A princípio a solicitação da leitora seria de ordem particular e poderíamos simplesmente recomendar a ela que procurasse um especialista no assunto para fazer os cálculos e dar-lhe a melhor orientação. No entanto, uma das funções da ouvidoria ao analisar a pertinência das demandas que recebe é avaliar se a informação requerida constava ou não das notícias da ABr, extraindo da mensagem aquilo que trás de universal em termos das necessidades dos cidadãos.

Deparamo-nos com uma única nota dando conta da votação da matéria pela Câmara dos Deputados: Câmara aprova fim do fator previdenciário, publicada no dia 4. Alem dela, um paragrafo na matéria Padilha diz que governo vai tentar reverter reajuste de 7,7% para aposentados, publicada dia 10, informava que o Ministro de Relações Institucionais, Alexandre Padilha, declarou: ‘O impacto do fim do fator previdenciário, também votado pela Câmara, é outro item que preocupa o governo que vai tentar revertê-lo no Senado…’.

Nada mais. Nenhuma explicação que pudesse lançar o debate público sobre um assunto polêmico, de grande importância para a vida de milhões de brasileiros que contribuíram e contribuem para a previdência e que um dia esperam poder gozar de uma aposentadoria digna.

Ao decidirem em quais politicas públicas investirão os recursos orçamentários, os governos fazem escolhas, geralmente pressionados por grupos de interesse com maior ou menor poder político, econômico, financeiro ou até mesmo eleitoral. Os trabalhadores que se aposentaram nos últimos anos, bem como aqueles que estão em vias de se aposentar foram vítimas de uma escolha de um governo que decidiu precarizar o valor das aposentadorias em benefício, por exemplo, do pagamento de juros da dívida pública.

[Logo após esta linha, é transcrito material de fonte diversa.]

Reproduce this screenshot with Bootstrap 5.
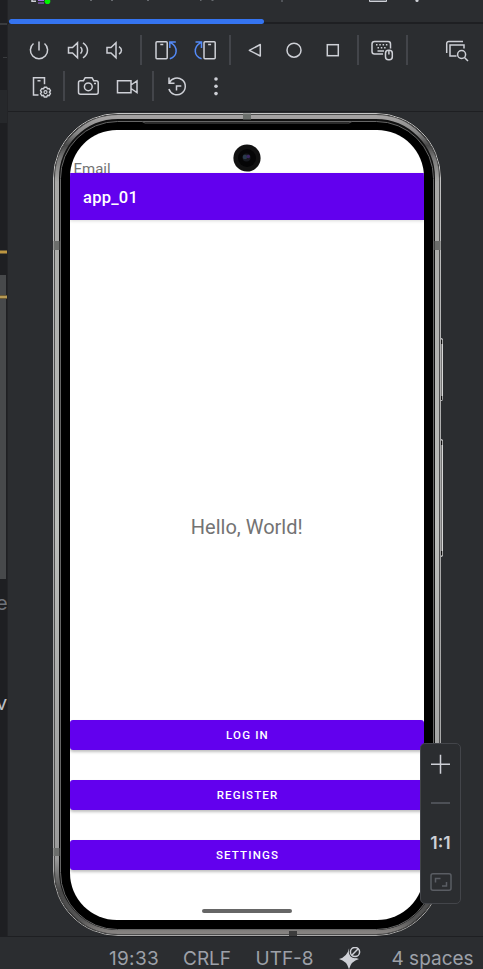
<!DOCTYPE html>
<html lang="en">
<head>
<meta charset="utf-8">
<meta name="viewport" content="width=device-width, initial-scale=1">
<title>Running Devices</title>
<link href="https://cdn.jsdelivr.net/npm/bootstrap@5.3.0/dist/css/bootstrap.min.css" rel="stylesheet">
<style>
  body{background:#2b2d30;width:483px;height:969px;overflow:hidden;font-family:Inter,"Liberation Sans",sans-serif}
  svg{display:block}
  .gutter{width:8px;height:936px;background:#1e1f22;flex:none;overflow:hidden;border-right:1px solid #232427}
  .g-line{height:2px;background:#393b3e;margin-top:23px}
  .g-tick{height:1px;margin:32px 0 0 3px;background:#393b3e}
  .g-row{height:33px;margin-top:32px;background:#26282b}
  .g-warn{height:4px;background:#bd9640;border:solid #6d5b34;border-width:1px 0}
  .g-first{margin-top:127px}
  .g-scroll{width:6px;height:304px;margin-top:21px;padding-top:20px;background:#47494b}
  .g-scroll .g-warn{width:7px;background:#b79a55}
  .g-char{font-size:20px;line-height:24px;margin:12px 0 0 -4px;color:#6f737a}
  .g-char + .g-char{margin-top:76px;color:#bcbec4}
  .tabstrip{height:24px;border-bottom:2px solid #1e1f22}
  .tab-active{left:1px;top:19px;width:255px;height:5px;border-radius:3px;background:#3574f0}
  .tools{height:88px;padding:8px 7px 0 12px;border-bottom:1px solid #1e1f22}
  .tool-row{height:36px;padding-bottom:1px}
  .tool-item{width:39px;display:flex;justify-content:center;flex:none}
  .tool-item.narrow{width:38px}
  .tool-item svg,.zoom-box svg{fill:none;stroke:#ced0d6;stroke-width:1.5;overflow:visible}
  .tool-sep{width:11px;height:30px;flex:none;background:linear-gradient(#43454a,#43454a) center/2px 100% no-repeat}
  .stage{height:824px}
  .device{width:394px;height:824px;margin-left:42px;padding:18px 0 0 20px}
  .device-frame{left:0;top:0;z-index:0}
  .screen{width:353.5px;height:790px;border-radius:47px;background:#fff;overflow:hidden;font-family:Roboto,sans-serif;z-index:1}
  .field-hint{height:43px;padding:29px 0 0 3.5px;font-size:15px;line-height:20px;color:#737373;overflow:hidden}
  .appbar{height:47px;background:#6200ee;color:#fff;padding:3px 13px 0;font-size:16.5px;font-weight:500;box-shadow:0 1px 3px rgba(0,0,0,.15);letter-spacing:.25px}
  .greeting{height:500px;padding-top:113px;font-size:20px;color:#737373}
  .app-btn{height:30px;background:#6200ee;color:#fff;border:0;border-radius:3px;padding:0 0 0 1.5px;margin-bottom:30px;font-size:11.5px;line-height:30px;font-weight:500;letter-spacing:1.15px;box-shadow:0 2px 3px rgba(0,0,0,.25)}
  .app-btn:hover{background:#6200ee;color:#fff}
  .home-pill{width:90px;height:4px;border-radius:2px;background:#666;margin:39px 0 0 132px}
  .app-btn:nth-last-child(2){margin-bottom:0}
  .camera{left:183px;top:32px;z-index:2}
  .zoom-box{left:412px;top:631px;width:41px;height:161px;padding-top:10px;border:1px solid #43454a;border-radius:5px;background:#2b2d30;z-index:3}
  .zoom-minus{margin:28px 0 29px}
  .zoom-label{font-size:17.5px;font-weight:600;line-height:20px;color:#ced0d6;margin-bottom:20px}
  .statusbar{height:33px;border-top:1px solid #1e1f22;color:#9da0a8;font-size:19px;line-height:24px;padding:10px 9px 0 109px;white-space:nowrap}
  .st-time{width:74px;letter-spacing:.3px}.st-eol{width:72.5px}.st-enc{width:83px}.st-ai{width:53px}
</style>
<script src="https://cdn.jsdelivr.net/npm/bootstrap@5.3.0/dist/js/bootstrap.bundle.min.js"></script>
</head>
<body>
<div class="d-flex">
  <aside class="gutter">
    <div class="g-line"></div><div class="g-tick"></div><div class="g-row"></div>
    <div class="g-warn g-first"></div>
    <div class="g-scroll"><div class="g-warn"></div></div>
    <div class="g-char">e</div>
    <div class="g-char">v</div>
  </aside>
  <main class="flex-grow-1">
    <div class="tabstrip position-relative">
      <svg width="475" height="8" viewBox="8 0 475 8" fill="none">
        <path d="M32 0v1.3h4" stroke="#ced0d6" stroke-width="1.5"/>
        <path d="M38 .5h6M38 3h6" stroke="#a571e6" stroke-width="1"/>
        <circle cx="47.5" cy="1.3" r="2.8" fill="#00f500"/>
        <path d="M90 .3h2M111 .3h2M147 .3h2M200 .3h1.5M211.500 .3h2M282 0v2" stroke="#777a80"/>
        <path d="M369.500 0v1.500h17V0" fill="#6f737a" stroke="#ced0d6"/>
        <circle cx="417" cy=".5" r="1.6" fill="#ced0d6"/>
      </svg>
      <div class="tab-active position-absolute"></div>
    </div>
    <div class="tools">
      <div class="tool-row d-flex align-items-center">
        <div class="tool-item narrow"><svg width="24" height="24"><path d="M12 3.500v9M6.500 5.500a8.600 8.600 0 1 0 11 0"/></svg></div>
        <div class="tool-item"><svg width="24" height="24"><path d="M2.500 9.500h4l5-4.800v15l-5-4.700h-4zM14.500 9c2 1.800 2 4.800 0 6.600M17 4.800c6 4 6 11 0 15"/></svg></div>
        <div class="tool-item narrow"><svg width="24" height="24"><path d="M3 9.500h4l5-4.800v15L7 15H3zM15 8.600c3.300 2 3.300 5.400 0 7.400"/></svg></div>
        <div class="tool-sep"></div>
        <div class="tool-item"><svg width="24" height="24"><rect x="2" y="3.700" width="11.200" height="17" rx="1"/><path d="M6.300 6.500h3"/><path d="M15.800 20.700c8-2.500 8.500-11.500 1-16M21.800 4h-6v6" stroke="#548af7"/></svg></div>
        <div class="tool-item"><svg width="24" height="24"><rect x="11" y="3.700" width="11.200" height="17" rx="1"/><path d="M15.100 6.500h3"/><path d="M8.600 20.700c-8-2.500-8.500-11.500-1-16M2.500 4h6v6" stroke="#548af7"/></svg></div>
        <div class="tool-sep"></div>
        <div class="tool-item"><svg width="24" height="24"><path d="M17.300 6.500v11.500L6.300 12.300z" stroke-linejoin="round"/></svg></div>
        <div class="tool-item"><svg width="24" height="24"><circle cx="12" cy="12.200" r="7"/></svg></div>
        <div class="tool-item"><svg width="24" height="24"><rect x="6.300" y="6.700" width="11" height="11"/></svg></div>
        <div class="tool-sep"></div>
        <div class="tool-item narrow"><svg width="24" height="24"><path d="M13 16H4.500a2.500 2.500 0 0 1-2.500-2.500V6a2.500 2.500 0 0 1 2.500-2.500H18A2.500 2.500 0 0 1 20.500 6v4.500"/><path d="M6 6.800h12M7.500 9.800h9" stroke-dasharray="1.5 1.800"/><path d="M7.500 13H14"/><rect x="15.500" y="12.200" width="6.800" height="9.500" rx="3"/><path d="M18.900 12.500v4"/></svg></div>
        <div class="tool-sep"></div>
        <div class="tool-item ms-auto"><svg width="24" height="24"><path d="M1.700 15V5.500a2 2 0 0 1 2-2H18M11.500 18H5V7h14v3.500"/><circle cx="16.600" cy="16.500" r="4"/><path d="M19.500 19.500l3.500 3.500"/></svg></div>
      </div>
      <div class="tool-row d-flex align-items-center">
        <div class="tool-item narrow"><svg width="24" height="24"><path d="M11.500 21H6.500V3.700h11v6.500M10.500 6.800h3"/><path d="M17.200 13.200h2.600l.6 1.700 1.800-.4 1.300 2.200-1.200 1.400 1.200 1.400-1.300 2.200-1.800-.4-.6 1.700h-2.600l-.6-1.700-1.800.4-1.300-2.200 1.200-1.400-1.200-1.400 1.300-2.200 1.800.4z" stroke-width="1.400" stroke-linejoin="round"/><circle cx="18.500" cy="18.100" r="1.500" stroke-width="1.200"/></svg></div>
        <div class="tool-sep"></div>
        <div class="tool-item"><svg width="24" height="24"><path d="M3.500 6.700h3l1.700-3H15l1.700 3h2.500q2 0 2 2v9.500q0 2-2 2H3.500q-2 0-2-2V8.700q0-2 2-2z"/><circle cx="11.300" cy="12.800" r="3.900"/><path d="M17 9.500h2"/></svg></div>
        <div class="tool-item"><svg width="24" height="24"><path d="M1.500 6.700H15v12H1.500zM15 11l6-4v11.500l-6-4"/></svg></div>
        <div class="tool-sep"></div>
        <div class="tool-item narrow"><svg width="24" height="24"><path d="M4 3.500v5.800h5.500M4.200 9a8.400 8.400 0 1 1-.3 6M11.500 16.500v-4.500h4.800"/></svg></div>
        <div class="tool-item"><svg width="24" height="24"><g fill="#ced0d6" stroke="none"><circle cx="12" cy="5" r="1.800"/><circle cx="12" cy="12.300" r="1.800"/><circle cx="12" cy="19.600" r="1.800"/></g></svg></div>
      </div>
    </div>
    <div class="stage position-relative">
      <div class="device position-relative">
        <svg class="device-frame position-absolute" width="394" height="824" viewBox="50 112 394 824" fill="none">
          <defs><linearGradient id="metal" x1="0" y1="0" x2="0" y2="1">
            <stop offset="0" stop-color="#a4a2a2"/><stop offset=".02" stop-color="#858585"/><stop offset=".035" stop-color="#484848"/><stop offset=".05" stop-color="#777"/><stop offset=".08" stop-color="#a8a8a6"/><stop offset=".5" stop-color="#bcbebb"/><stop offset=".91" stop-color="#9a9a9a"/><stop offset=".95" stop-color="#484848"/><stop offset=".985" stop-color="#555"/><stop offset="1" stop-color="#858280"/>
          </linearGradient>
          <linearGradient id="rim" x1="0" y1="0" x2="0" y2="1">
            <stop offset="0" stop-color="#c4c4c4"/><stop offset=".5" stop-color="#a8a8a8"/><stop offset="1" stop-color="#aaa"/>
          </linearGradient></defs>
          <g fill="#777" stroke="#d6d6d6"><rect x="439.500" y="338.500" width="3" height="62" rx="1"/><rect x="439.500" y="439.500" width="3" height="117" rx="1"/></g>
          <path d="M441.500 340v4M441.500 396v4M441.500 441v4M441.500 551v4" stroke="#111" stroke-width="1.500"/>
          <rect x="53" y="113" width="388" height="823" rx="65" fill="#111"/>
          <rect x="53.500" y="113.500" width="387" height="822" rx="64.500" stroke="url(#rim)"/>
          <rect x="54.500" y="114.500" width="385" height="820" rx="63.500" stroke="#4d4d4d"/>
          <rect x="57" y="117" width="380" height="815" rx="61" stroke="url(#metal)" stroke-width="4"/>
          <rect x="60.500" y="121.500" width="373" height="808" rx="57" fill="#000" stroke="#666"/>
          <path d="M142 121.500l3 1.500h204l3-1.500" stroke="#555"/>
          <path d="M243 116.500h8" stroke="#6b6f6c" stroke-width="6"/>
          <path d="M289 933.500h8" stroke="#3c3c3c" stroke-width="5"/>
          <path d="M56.500 241v9M437.500 241v9M56.500 848v8" stroke="#6c6e6c" stroke-width="6"/>
        </svg>
        <div class="screen position-relative">
          <div class="field-hint">Email</div>
          <div class="appbar d-flex align-items-center position-relative">app_01</div>
          <div class="greeting d-flex align-items-center justify-content-center">Hello, World!</div>
          <button class="app-btn btn d-block w-100">LOG IN</button>
          <button class="app-btn btn d-block w-100">REGISTER</button>
          <button class="app-btn btn d-block w-100">SETTINGS</button>
          <div class="home-pill"></div>
        </div>
        <svg class="camera position-absolute" width="28" height="28"><circle cx="14" cy="14" r="13.600" fill="#111"/><circle cx="14" cy="14" r="9" fill="#050506"/><circle cx="13.500" cy="13.500" r="4" fill="#17191f"/><circle cx="12" cy="13" r="2.300" fill="#293a4b"/><circle cx="15.300" cy="12.500" r="1.800" fill="#3b2562"/></svg>
      </div>
      <div class="zoom-box position-absolute d-flex flex-column align-items-center">
        <svg width="20" height="20"><path d="M9.500 .8v19M0 10.300h19"/></svg>
        <svg class="zoom-minus" width="20" height="2"><path d="M0 1h19" stroke="#5a5d63"/></svg>
        <div class="zoom-label">1:1</div>
        <svg width="22" height="18"><g stroke="#5a5d63"><rect x="1" y=".8" width="20" height="16.500" rx="2"/><path d="M5.500 9.500V5.500h5M12 13h4.500V9"/></g></svg>
      </div>
    </div>
  </main>
</div>
<footer class="statusbar d-flex">
  <span class="st-time">19:33</span><span class="st-eol">CRLF</span><span class="st-enc">UTF-8</span>
  <span class="st-ai"><svg width="24" height="24" viewBox="0 0 24 24" fill="none"><path d="M10 1.500q1.800 8.300 10 10.500-8.200 2.200-10 10.500Q8.200 14.200 0 12 8.200 9.800 10 1.500z" fill="#ced0d6"/><circle cx="16" cy="5" r="6.200" fill="#2b2d30"/><circle cx="16" cy="5" r="4.600" stroke="#ced0d6" stroke-width="1.500"/><path d="M12.800 8.200l6.400-6.400" stroke="#ced0d6" stroke-width="1.500"/></svg></span>
  <span>4 spaces</span>
</footer>
</body>
</html>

À época (1999) o assunto foi muito mal discutido, pois nem o governo, nem os sindicatos, e tampouco a imprensa empenharam-se em colocar para debate público aquilo que consideravam ‘medidas impopulares’. Entre os bastidores do governo e os corredores do Congresso aprovaram a criação do fator previdenciário. O resultado foi uma redução das despesas da Previdência Social da ordem de R$10 bilhões nos últimos 10 anos, mas a equivalente degradação da qualidade de vida daqueles que se aposentaram nunca foi devidamente mensurada. Quais foram os custos sociais do fator previdenciário? Esta é apenas uma das muitas discussões que poderíamos encontrar nas matérias da Agência Brasil.

Dez anos depois vemos o assunto voltar à votação na pauta do mesmo Congresso, mas para a mídia em geral e particularmente para a agência publica o tratamento continua sendo o mesmo de há uma década. Dispersos e com pouco poder de mobilização, os aposentados têm dificuldades para organizar grandes protestos em defesa de seus interesses e desta forma pressionar o governo e pautar a mídia.

Ao contrário, com sua sensibilidade aguçada pelo ano eleitoral em que nos encontramos, os deputados federais não tiveram dúvida em aprovar a emenda com 323 votos favoráveis, 80 contrários e 2 abstenções. Tudo indica que os senadores seguirão o mesmo caminho, aprovando o fim do fator e deixando para o Poder Executivo pagar o preço eleitoral por um eventual veto.

Se a mídia comercial dá pouca atenção ao assunto, a leitora recorreu à Agência Brasil na esperança de encontrar informações que esclarecessem suas dúvidas. Mas aqui também encontrou apenas a referida nota, sem maiores explicações. Nesta disputa, a leitora que há 32 anos contribui para a Previdência e pensava em aposentar-se aos 60 anos de idade recebendo integralmente seu salário atual pergunta: ‘Como ficamos?’.

Ao construir sua pauta a mídia comercial geralmente se submete aos mesmos interesses dos grupos de poder que pressionam o governo na distribuição das verbas orçamentárias, mas a existência da agência pública pressupõe outro tipo de lógica. Sua pauta deve ser gerada e estar em consonância com os interesses da cidadania, daqueles que geralmente não são ouvidos e que não têm espaço nos veículos privados de comunicação. Só isso justifica e legitima sua manutenção com o dinheiro do contribuinte. Esta é a diferença que os leitores esperam e que Maria Lucia de Jesus desejava encontrar nas páginas da ABr.

No momento, só nos resta recomendar a leitora que procure as informações em outros sítios da internet, como por exemplo, o da Associação Nacional dos Auditores Fiscais da Receita Federal – ANFIP (*) que apresenta a explicação detalhada do que é o Fator e sobre como ele é aplicado para o cálculo das aposentadorias.

Neste assunto não há sangue derramado, não há espetáculo, há um longo e complicado processo de degeneração da qualidade de vida de nossos mais velhos, por um lado pelo dinheiro arrecadado e não compartilhado, ou injustamente devolvido e por outro pelas contas que nunca fecham. Cabe às autoridades decidirem em quem vale mais a pena investir, bem como cabe a agência pública escolher a quem dar voz por meio de suas páginas eletrônicas.